* _SOURCE EXCERPT_:
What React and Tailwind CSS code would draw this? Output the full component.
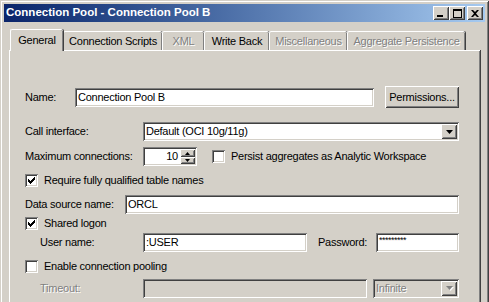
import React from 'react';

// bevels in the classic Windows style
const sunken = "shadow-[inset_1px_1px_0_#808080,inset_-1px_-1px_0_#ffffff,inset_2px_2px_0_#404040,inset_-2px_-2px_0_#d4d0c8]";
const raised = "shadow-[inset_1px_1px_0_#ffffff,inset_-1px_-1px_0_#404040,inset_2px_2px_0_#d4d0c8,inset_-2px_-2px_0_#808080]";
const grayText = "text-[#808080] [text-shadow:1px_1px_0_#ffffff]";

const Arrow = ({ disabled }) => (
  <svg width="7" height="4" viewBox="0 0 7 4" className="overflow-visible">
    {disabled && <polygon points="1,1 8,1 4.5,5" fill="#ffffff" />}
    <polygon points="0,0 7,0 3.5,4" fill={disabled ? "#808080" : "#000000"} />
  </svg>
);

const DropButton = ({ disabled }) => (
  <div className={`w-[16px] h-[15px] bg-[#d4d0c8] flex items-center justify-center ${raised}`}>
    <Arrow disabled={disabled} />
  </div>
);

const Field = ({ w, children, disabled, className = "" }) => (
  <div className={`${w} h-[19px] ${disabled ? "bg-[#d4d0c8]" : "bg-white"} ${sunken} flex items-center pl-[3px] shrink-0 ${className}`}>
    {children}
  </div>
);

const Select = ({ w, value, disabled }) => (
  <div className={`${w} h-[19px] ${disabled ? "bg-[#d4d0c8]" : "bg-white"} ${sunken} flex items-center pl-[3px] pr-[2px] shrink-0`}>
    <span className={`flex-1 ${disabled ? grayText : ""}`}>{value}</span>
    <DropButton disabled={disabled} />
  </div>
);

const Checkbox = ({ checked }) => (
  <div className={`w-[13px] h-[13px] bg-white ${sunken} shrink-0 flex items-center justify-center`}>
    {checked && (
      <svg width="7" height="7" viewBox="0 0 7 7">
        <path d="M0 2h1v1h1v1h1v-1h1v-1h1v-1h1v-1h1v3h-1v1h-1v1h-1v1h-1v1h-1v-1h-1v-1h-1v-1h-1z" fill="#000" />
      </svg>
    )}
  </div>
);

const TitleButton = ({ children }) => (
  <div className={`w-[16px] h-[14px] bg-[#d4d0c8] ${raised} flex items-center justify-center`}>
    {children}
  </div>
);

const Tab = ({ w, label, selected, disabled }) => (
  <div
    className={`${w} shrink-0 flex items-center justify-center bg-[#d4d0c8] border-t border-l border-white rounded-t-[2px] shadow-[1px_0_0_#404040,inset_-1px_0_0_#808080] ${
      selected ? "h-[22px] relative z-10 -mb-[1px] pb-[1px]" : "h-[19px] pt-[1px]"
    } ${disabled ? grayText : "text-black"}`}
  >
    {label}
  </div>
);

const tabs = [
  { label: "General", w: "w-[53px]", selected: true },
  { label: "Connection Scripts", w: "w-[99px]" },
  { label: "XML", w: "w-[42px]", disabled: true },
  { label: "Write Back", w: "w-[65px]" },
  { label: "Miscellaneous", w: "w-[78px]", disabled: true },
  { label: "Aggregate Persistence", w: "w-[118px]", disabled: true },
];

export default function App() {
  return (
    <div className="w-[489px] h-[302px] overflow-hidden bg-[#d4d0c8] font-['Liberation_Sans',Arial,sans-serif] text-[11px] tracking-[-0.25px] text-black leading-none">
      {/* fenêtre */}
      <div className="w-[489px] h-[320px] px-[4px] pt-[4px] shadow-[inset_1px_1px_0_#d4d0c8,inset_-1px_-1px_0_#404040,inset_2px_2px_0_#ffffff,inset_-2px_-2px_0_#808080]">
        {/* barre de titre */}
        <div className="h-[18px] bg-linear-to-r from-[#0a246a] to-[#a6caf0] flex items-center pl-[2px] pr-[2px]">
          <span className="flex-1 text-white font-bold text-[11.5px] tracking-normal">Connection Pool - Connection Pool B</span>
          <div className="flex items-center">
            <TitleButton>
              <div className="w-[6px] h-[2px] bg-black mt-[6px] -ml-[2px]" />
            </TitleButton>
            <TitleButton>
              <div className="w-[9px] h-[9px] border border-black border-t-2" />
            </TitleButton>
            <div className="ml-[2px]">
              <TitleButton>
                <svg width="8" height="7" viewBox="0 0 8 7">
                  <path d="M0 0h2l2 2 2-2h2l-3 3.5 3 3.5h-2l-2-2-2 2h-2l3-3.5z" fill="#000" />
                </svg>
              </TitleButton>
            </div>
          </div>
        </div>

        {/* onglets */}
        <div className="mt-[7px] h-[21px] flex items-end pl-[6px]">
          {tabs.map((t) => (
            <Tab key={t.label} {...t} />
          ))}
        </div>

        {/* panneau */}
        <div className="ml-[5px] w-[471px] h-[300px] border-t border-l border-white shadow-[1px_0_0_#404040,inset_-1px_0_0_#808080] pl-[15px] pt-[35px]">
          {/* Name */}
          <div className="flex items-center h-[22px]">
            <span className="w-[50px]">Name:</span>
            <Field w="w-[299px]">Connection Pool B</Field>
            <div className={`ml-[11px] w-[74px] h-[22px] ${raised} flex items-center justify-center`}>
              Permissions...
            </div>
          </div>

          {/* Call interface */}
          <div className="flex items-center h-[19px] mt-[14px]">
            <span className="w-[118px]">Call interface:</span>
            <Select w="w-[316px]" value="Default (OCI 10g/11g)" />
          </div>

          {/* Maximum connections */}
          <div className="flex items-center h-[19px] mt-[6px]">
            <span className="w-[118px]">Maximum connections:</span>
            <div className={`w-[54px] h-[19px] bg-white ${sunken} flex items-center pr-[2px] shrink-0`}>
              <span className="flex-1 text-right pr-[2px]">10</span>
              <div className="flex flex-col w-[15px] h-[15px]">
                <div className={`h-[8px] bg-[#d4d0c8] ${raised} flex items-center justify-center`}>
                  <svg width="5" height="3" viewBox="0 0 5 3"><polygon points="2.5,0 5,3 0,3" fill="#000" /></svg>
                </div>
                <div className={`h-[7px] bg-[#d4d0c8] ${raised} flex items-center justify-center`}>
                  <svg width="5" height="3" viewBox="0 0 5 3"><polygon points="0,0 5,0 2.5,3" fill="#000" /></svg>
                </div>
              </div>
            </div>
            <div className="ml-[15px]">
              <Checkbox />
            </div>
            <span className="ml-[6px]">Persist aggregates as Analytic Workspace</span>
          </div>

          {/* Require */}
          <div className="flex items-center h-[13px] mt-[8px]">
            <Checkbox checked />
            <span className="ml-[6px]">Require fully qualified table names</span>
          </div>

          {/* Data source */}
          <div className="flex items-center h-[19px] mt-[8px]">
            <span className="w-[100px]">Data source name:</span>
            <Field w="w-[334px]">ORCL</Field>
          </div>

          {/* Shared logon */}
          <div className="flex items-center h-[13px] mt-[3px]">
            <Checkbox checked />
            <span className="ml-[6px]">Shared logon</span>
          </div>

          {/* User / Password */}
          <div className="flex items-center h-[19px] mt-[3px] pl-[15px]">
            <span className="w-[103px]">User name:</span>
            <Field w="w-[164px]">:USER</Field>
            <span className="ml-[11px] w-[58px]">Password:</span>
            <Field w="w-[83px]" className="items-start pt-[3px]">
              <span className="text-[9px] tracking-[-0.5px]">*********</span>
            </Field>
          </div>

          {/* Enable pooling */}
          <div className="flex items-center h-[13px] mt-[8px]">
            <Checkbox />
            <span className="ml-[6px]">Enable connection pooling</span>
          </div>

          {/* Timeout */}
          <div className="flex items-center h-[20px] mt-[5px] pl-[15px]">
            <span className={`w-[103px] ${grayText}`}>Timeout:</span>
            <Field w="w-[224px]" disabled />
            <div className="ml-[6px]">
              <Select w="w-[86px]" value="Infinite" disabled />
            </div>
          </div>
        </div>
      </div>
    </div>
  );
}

* _REQUIREMENT_:
Pictures stay out. Print the data exactly, from its first line through the line containing "import React from 'react';".

* _WRITTEN ANSWER_:
What React and Tailwind CSS code would draw this? Output the full component.
import React from 'react';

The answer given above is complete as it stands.